KarhouTam / FL-bench

Benchmark of federated learning. Dedicated to the community. 🤗
GNU General Public License v3.0
503 stars 82 forks source link

hello, when i change 'split' to 'user', it can't run anymore #4

Closed LyaCJ closed 1 year ago

LyaCJ commented 1 year ago

thanks for your code. i have a question, it that when i change 'split' from 'sample' to 'user', it can't run. i think may be because there is no test data in client when 'split' in 'user' mode, which is caused by a bug below.

File "/sftpFile/src/client/fedavg.py", line 112, in train_and_log
    loss_before / num_samples,
ZeroDivisionError: division by zero

so my first question is , how to run in the 'user' mode?

and i have another question, i have notice that, in the 'sample' split mode, the code use 'test data' and 'train data' in the same client, does it work? because i test the acc is 8-90%, higher than the center training, if it is overfitting? and i want to know how to evaluate the acc, from the chart, or the test result?

Thank you very much!

KarhouTam commented 1 year ago

Hello, LyaCJ. Regarding your 1st question, this is because when the split is user, the whole set of clients is split into [train client, test client]. This means that there is no testset in train client and no trainset in testclient.
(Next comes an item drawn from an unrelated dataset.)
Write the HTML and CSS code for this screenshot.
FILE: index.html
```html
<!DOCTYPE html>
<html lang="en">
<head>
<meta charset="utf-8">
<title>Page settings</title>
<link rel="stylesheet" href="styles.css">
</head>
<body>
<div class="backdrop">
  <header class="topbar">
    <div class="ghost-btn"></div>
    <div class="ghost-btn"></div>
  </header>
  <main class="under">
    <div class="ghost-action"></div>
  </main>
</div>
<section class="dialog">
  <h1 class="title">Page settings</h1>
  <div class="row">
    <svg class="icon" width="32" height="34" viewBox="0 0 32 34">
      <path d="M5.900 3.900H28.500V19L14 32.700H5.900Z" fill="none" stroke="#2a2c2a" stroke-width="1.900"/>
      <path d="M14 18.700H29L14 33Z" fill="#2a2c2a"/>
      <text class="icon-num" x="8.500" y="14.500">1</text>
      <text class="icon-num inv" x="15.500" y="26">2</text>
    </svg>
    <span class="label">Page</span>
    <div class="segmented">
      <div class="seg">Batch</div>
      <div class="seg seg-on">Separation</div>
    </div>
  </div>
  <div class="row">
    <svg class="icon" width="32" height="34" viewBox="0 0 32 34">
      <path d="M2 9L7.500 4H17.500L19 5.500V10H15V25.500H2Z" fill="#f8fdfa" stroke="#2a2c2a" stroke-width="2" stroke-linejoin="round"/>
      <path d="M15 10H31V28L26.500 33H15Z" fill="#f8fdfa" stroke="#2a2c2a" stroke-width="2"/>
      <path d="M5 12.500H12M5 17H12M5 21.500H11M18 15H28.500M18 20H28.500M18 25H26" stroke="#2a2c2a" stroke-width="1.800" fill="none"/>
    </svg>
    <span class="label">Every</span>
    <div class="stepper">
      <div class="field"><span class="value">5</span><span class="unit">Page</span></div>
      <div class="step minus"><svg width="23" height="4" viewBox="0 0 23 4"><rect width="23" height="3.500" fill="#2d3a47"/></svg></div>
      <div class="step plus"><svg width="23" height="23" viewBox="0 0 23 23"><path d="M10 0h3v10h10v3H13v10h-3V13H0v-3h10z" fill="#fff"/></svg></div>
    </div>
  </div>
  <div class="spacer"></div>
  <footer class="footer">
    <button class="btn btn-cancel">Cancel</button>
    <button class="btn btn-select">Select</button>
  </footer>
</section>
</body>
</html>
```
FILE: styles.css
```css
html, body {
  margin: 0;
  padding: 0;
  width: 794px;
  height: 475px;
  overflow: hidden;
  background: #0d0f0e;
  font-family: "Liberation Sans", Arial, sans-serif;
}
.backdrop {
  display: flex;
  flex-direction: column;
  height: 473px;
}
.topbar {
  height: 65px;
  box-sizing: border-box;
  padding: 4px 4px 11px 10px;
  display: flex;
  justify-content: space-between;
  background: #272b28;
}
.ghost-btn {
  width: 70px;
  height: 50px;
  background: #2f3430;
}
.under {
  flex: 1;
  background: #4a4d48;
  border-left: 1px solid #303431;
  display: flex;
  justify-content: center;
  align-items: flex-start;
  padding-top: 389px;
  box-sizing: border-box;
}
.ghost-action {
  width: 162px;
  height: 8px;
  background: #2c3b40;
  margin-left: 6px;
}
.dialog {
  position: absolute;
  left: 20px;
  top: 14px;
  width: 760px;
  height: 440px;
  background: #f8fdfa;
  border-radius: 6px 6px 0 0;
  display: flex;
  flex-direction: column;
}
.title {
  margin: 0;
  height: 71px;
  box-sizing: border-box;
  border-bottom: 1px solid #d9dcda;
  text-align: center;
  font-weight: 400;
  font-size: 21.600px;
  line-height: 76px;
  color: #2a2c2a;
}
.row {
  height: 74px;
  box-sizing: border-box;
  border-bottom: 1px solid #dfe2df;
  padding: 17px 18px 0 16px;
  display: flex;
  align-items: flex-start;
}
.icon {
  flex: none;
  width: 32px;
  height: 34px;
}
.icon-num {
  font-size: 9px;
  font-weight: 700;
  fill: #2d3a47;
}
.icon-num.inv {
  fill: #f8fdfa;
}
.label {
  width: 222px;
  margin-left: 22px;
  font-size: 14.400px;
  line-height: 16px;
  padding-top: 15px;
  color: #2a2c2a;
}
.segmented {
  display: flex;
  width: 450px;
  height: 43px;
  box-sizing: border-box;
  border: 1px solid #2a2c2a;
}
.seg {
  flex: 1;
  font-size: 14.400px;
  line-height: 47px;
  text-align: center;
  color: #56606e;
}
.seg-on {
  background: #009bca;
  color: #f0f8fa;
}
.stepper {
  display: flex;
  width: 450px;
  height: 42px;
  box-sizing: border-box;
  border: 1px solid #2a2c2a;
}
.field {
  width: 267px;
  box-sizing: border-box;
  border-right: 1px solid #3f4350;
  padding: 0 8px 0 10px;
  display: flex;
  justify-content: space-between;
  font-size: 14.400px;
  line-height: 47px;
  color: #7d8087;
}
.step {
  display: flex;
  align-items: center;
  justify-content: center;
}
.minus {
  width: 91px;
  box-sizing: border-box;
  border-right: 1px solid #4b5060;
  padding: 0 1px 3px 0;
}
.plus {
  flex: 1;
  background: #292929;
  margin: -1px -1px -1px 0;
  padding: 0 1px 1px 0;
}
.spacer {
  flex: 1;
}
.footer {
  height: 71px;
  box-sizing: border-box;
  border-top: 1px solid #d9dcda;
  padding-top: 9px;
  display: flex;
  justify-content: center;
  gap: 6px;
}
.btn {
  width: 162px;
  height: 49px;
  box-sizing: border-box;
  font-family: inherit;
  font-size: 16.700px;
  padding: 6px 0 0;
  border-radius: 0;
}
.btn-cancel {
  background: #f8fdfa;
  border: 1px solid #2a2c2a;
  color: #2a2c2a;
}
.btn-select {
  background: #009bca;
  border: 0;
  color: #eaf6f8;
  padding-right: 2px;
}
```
For the bug you encountered, I will fix the code ASAP.

For your 2nd question, the trainset and testset need to be in the same distribution, but with no intersection. In my code, FL methods won't train models with test data while training.

For your confusion about accuracy, e.g., 13.65% -> 79.73%, 13.65% is the average accuracy of evaluation over sampled clients' testsets before local training, while 79.73% is the accuracy after local fine-tuning.
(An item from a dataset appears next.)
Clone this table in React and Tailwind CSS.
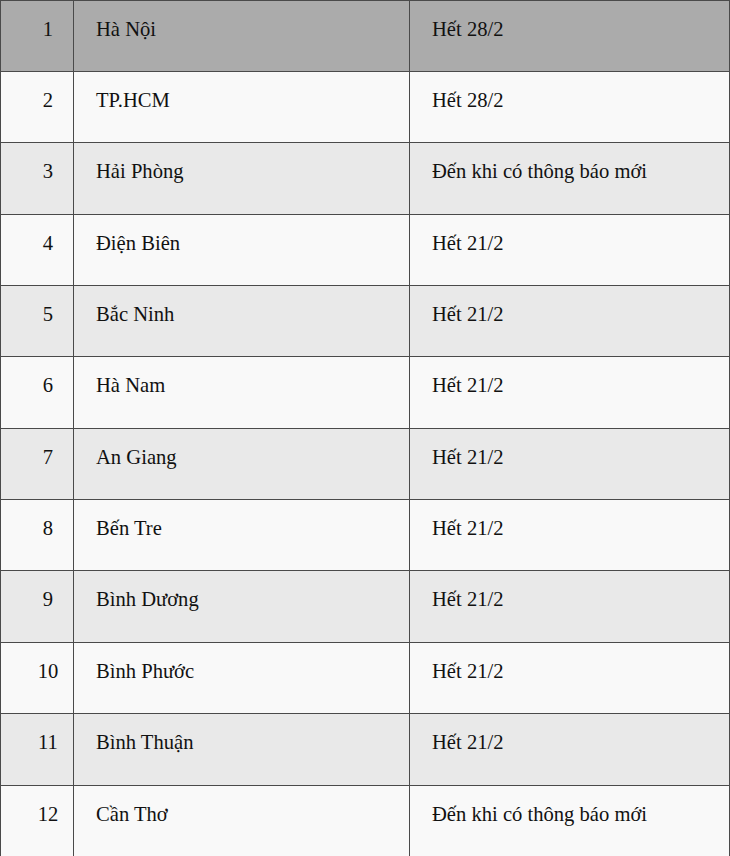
import React from 'react';

const rows = [
  { n: '1', name: 'Hà Nội', until: 'Hết 28/2', bg: 'bg-[#ababab]', h: 'h-[71px]' },
  { n: '2', name: 'TP.HCM', until: 'Hết 28/2', bg: 'bg-[#f9f9f9]', h: 'h-[71px]' },
  { n: '3', name: 'Hải Phòng', until: 'Đến khi có thông báo mới', bg: 'bg-[#e9e9e9]', h: 'h-[72px]' },
  { n: '4', name: 'Điện Biên', until: 'Hết 21/2', bg: 'bg-[#f9f9f9]', h: 'h-[71px]' },
  { n: '5', name: 'Bắc Ninh', until: 'Hết 21/2', bg: 'bg-[#e9e9e9]', h: 'h-[71px]' },
  { n: '6', name: 'Hà Nam', until: 'Hết 21/2', bg: 'bg-[#f9f9f9]', h: 'h-[72px]' },
  { n: '7', name: 'An Giang', until: 'Hết 21/2', bg: 'bg-[#e9e9e9]', h: 'h-[71px]' },
  { n: '8', name: 'Bến Tre', until: 'Hết 21/2', bg: 'bg-[#f9f9f9]', h: 'h-[71px]' },
  { n: '9', name: 'Bình Dương', until: 'Hết 21/2', bg: 'bg-[#e9e9e9]', h: 'h-[72px]' },
  { n: '10', name: 'Bình Phước', until: 'Hết 21/2', bg: 'bg-[#f9f9f9]', h: 'h-[71px]' },
  { n: '11', name: 'Bình Thuận', until: 'Hết 21/2', bg: 'bg-[#e9e9e9]', h: 'h-[72px]' },
  { n: '12', name: 'Cần Thơ', until: 'Đến khi có thông báo mới', bg: 'bg-[#f9f9f9]', h: 'h-[71px]' },
];

export default function App() {
  return (
    <div
      className="w-[730px] h-[856px] overflow-hidden bg-white text-[20.6px] leading-[20px] text-[#111111]"
      style={{ fontFamily: '"Liberation Serif", "Times New Roman", serif' }}
    >
      <div className="flex flex-col border-l border-r border-[#4a4a4a]">
        {rows.map((r) => (
          <div key={r.n} className={`flex border-t border-[#4a4a4a] ${r.h} ${r.bg}`}>
            <div className="w-[73px] shrink-0 border-r border-[#4a4a4a] pt-[18px] pl-[22px] text-center">
              {r.n}
            </div>
            <div className="w-[336px] shrink-0 border-r border-[#4a4a4a] pt-[18px] pl-[22px]">
              {r.name}
            </div>
            <div className="flex-1 pt-[18px] pl-[22px]">{r.until}</div>
          </div>
        ))}
      </div>
    </div>
  );
}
Note that each client's testset only contains data sampled from the same data distribution as the trainset.

e.g.

If client A's train data are from classes [1,2,3,4], the test data client A holds are also only from [1,2,3,4].

Testsets in each client are small, and because of your Non-IID data partitioning setup, each client model can fit very well into their data distribution. As a result, client models perform well on their private testset after local fine-tuning (especially if the test set is small) is reasonable.
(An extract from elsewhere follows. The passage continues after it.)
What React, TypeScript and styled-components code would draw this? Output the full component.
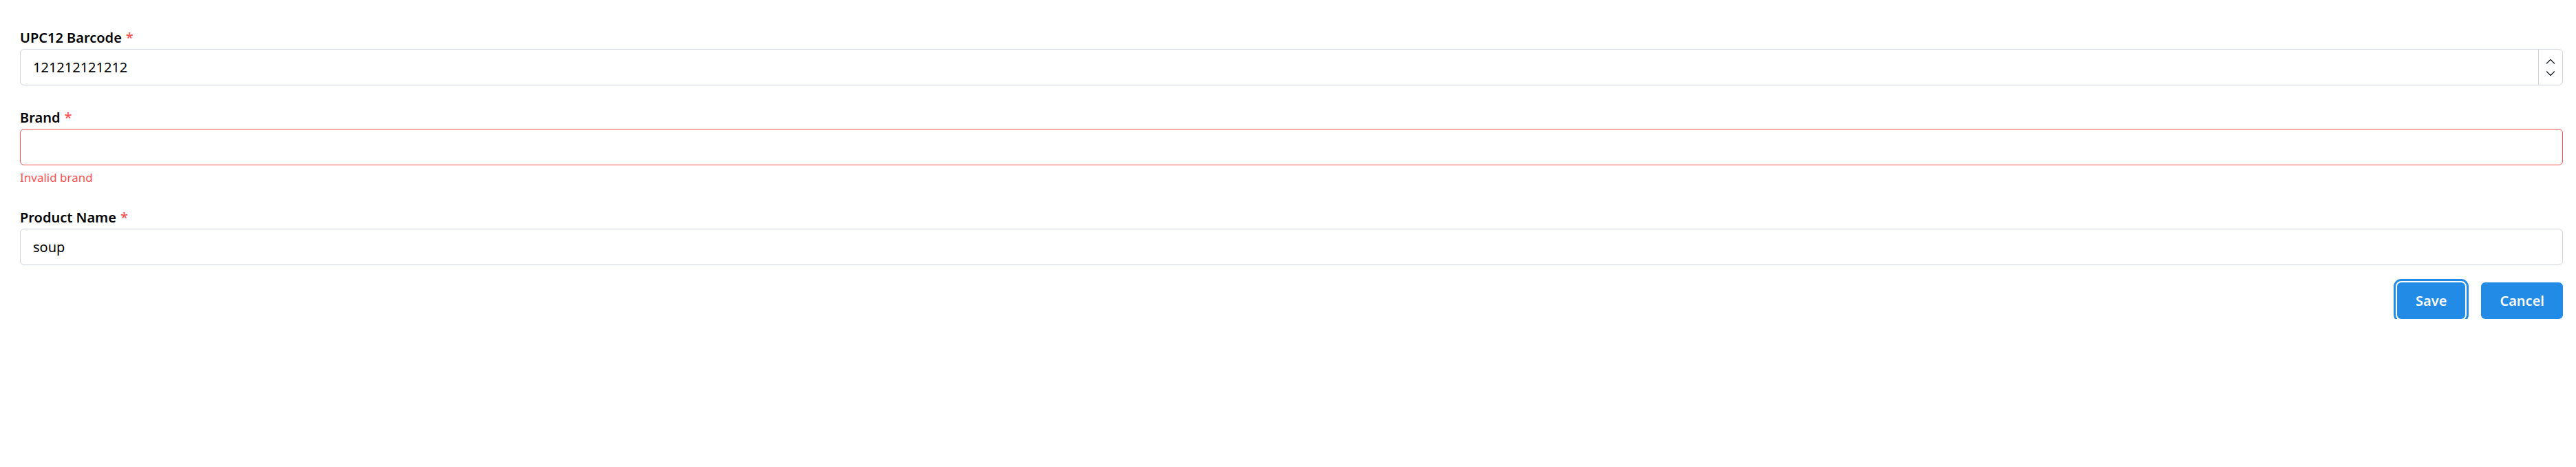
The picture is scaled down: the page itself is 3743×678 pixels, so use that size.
import React from "react";
import styled, { createGlobalStyle } from "styled-components";

const Global = createGlobalStyle`
  html, body { margin: 0; padding: 0; background: #fff; }
  body { font-family: "Noto Sans", "Open Sans", sans-serif; color: #000; }
  * { box-sizing: border-box; }
`;

const Form = styled.form`
  display: flex;
  flex-direction: column;
  gap: 31px;
  padding: 39px 19px 0 29px;
`;

const Field = styled.div`
  display: flex;
  flex-direction: column;
`;

const Label = styled.label`
  font-size: 20px;
  font-weight: 600;
  line-height: 32px;
  color: #000;
`;

const Required = styled.span`
  color: #fa5252;
  margin-left: 6px;
  font-weight: 500;
`;

const InputWrap = styled.div<{ $error?: boolean }>`
  display: flex;
  align-items: stretch;
  height: 53px;
  border: 1.5px solid ${(p) => (p.$error ? "#fa5252" : "#ced4da")};
  border-radius: 6px;
  background: #fff;
  overflow: hidden;
`;

const Input = styled.input`
  flex: 1;
  min-width: 0;
  border: none;
  outline: none;
  background: transparent;
  padding: 0 18px;
  font-family: inherit;
  font-size: 20px;
  color: #000;
`;

const Spinner = styled.div`
  width: 35px;
  display: flex;
  flex-direction: column;
  align-items: center;
  justify-content: center;
  gap: 10px;
  border-left: 1px solid #ced4da;
`;

const ErrorText = styled.div`
  margin-top: 7px;
  font-size: 17px;
  line-height: 22px;
  color: #fa5252;
`;

const Actions = styled.div`
  display: flex;
  justify-content: flex-end;
  gap: 23px;
  margin-top: -6px;
`;

const Button = styled.button<{ $focused?: boolean }>`
  height: 53px;
  padding: 0 27px;
  border: none;
  border-radius: 6px;
  background: #228be6;
  color: #fff;
  font-family: inherit;
  font-size: 20px;
  font-weight: 600;
  cursor: pointer;
  outline: ${(p) => (p.$focused ? "3px solid #228be6" : "none")};
  outline-offset: 2px;
`;

const Chevron = ({ up }: { up?: boolean }) => (
  <svg width="14" height="8" viewBox="0 0 14 8" fill="none">
    <path
      d={up ? "M1.5 7 L7 1.5 L12.5 7" : "M1.5 1 L7 6.5 L12.5 1"}
      stroke="#212529"
      strokeWidth="1.4"
      strokeLinecap="round"
      strokeLinejoin="round"
    />
  </svg>
);

export default function App() {
  return (
    <>
      <Global />
      <Form onSubmit={(e) => e.preventDefault()}>
        <Field>
          <Label>
            UPC12 Barcode<Required>*</Required>
          </Label>
          <InputWrap>
            <Input defaultValue="121212121212" />
            <Spinner>
              <Chevron up />
              <Chevron />
            </Spinner>
          </InputWrap>
        </Field>
        <Field>
          <Label>
            Brand<Required>*</Required>
          </Label>
          <InputWrap $error>
            <Input defaultValue="" />
          </InputWrap>
          <ErrorText>Invalid brand</ErrorText>
        </Field>
        <Field>
          <Label>
            Product Name<Required>*</Required>
          </Label>
          <InputWrap>
            <Input defaultValue="soup" />
          </InputWrap>
        </Field>
        <Actions>
          <Button $focused type="submit">Save</Button>
          <Button type="button">Cancel</Button>
        </Actions>
      </Form>
    </>
  );
}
LyaCJ commented 1 year ago

I got that, Thank you very much!!

KarhouTam commented 1 year ago

Glad to solve your issue. If you still wanna run code over user split, make sure to keep your eye on my work and pull the latest code after I fix the bug. 😏 Thanks for your attention.

LyaCJ commented 1 year ago

ok!!!

KarhouTam commented 1 year ago

Hi, @LyaCJ. I have already fixed the bug, you can pull the latest now!

LyaCJ commented 1 year ago

Wow, so nice of you!!! Thank you very much!

KarhouTam commented 1 year ago

I'm the maintainer, so that's what I need to do. 🤗